I passed the article along to some friends. We all agreed it sounded like an incredibly stupid way to play poker. Of course, none of us had ever seen it played at the time. Had anyone suggested it and its cousin, Omaha, would one day dominate the game, we’d have laughed at them.

The idea of community (shared) card games was unorthodox, but not without precedent. In the old days, when Seven card stud was king, sometimes a full game would use so many cards that the final card (or, very rarely, two) would have to be dealt to the table as a common card for all the remaining players to share. Even earlier, a draw game called Spit in the Ocean only had four cards in the hand and one card dealt to the board in common; the common card and all others of its rank were usually wild. Both of these games were dated back to at least the 1920s for Spit and the 1890s for Seven stud (both may be older). So, community cards were not an unknown, just an uncommon occurrence.
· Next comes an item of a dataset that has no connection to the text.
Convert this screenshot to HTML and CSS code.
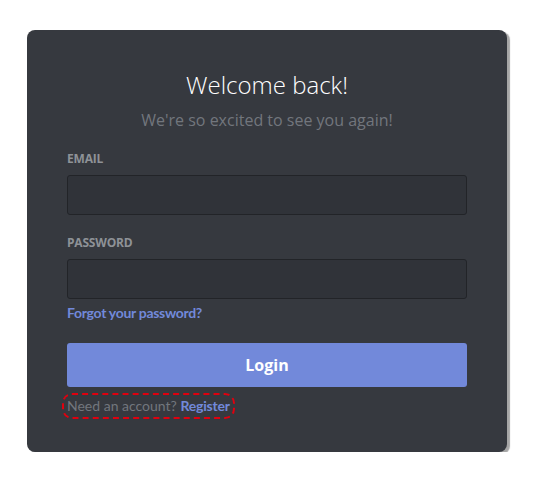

Hold’em appears to have combined the community card concept with reducing the number of private cards in the player’s hands. Once known as Hold Me Darlin’, at least according to legend, Hold’em dates ​to ​at least to the late 1960s, but may have been played much earlier. A cousin game called Cincinnati, which also used five community cards (but had five private cards, as well—think of Omaha except you can use the best five of the whole ten cards! Hands tended to be VERY high or VERY low; this is the game I grew up as a poker player with), was often played as high-low split and was in rule books dating to the 1930s. Nobody was keeping records, so we’ll probably never know for sure when or where it originated.

By the late 1980s, Hold’em games were being offered in all Las Vegas casinos and most card rooms wherever poker was legal. Home and club games would catch up slowly over the next 20 to 30 years, and by about 2015, S​even stud high was difficult to find in a casino setting (there are still Razz games of seven stud low). Draw poker, once a very popular game, has virtually disappeared from all but private home games.

Our game has evolved. We’ll have to evolve with it, or like the dinosaurs, go extinct.”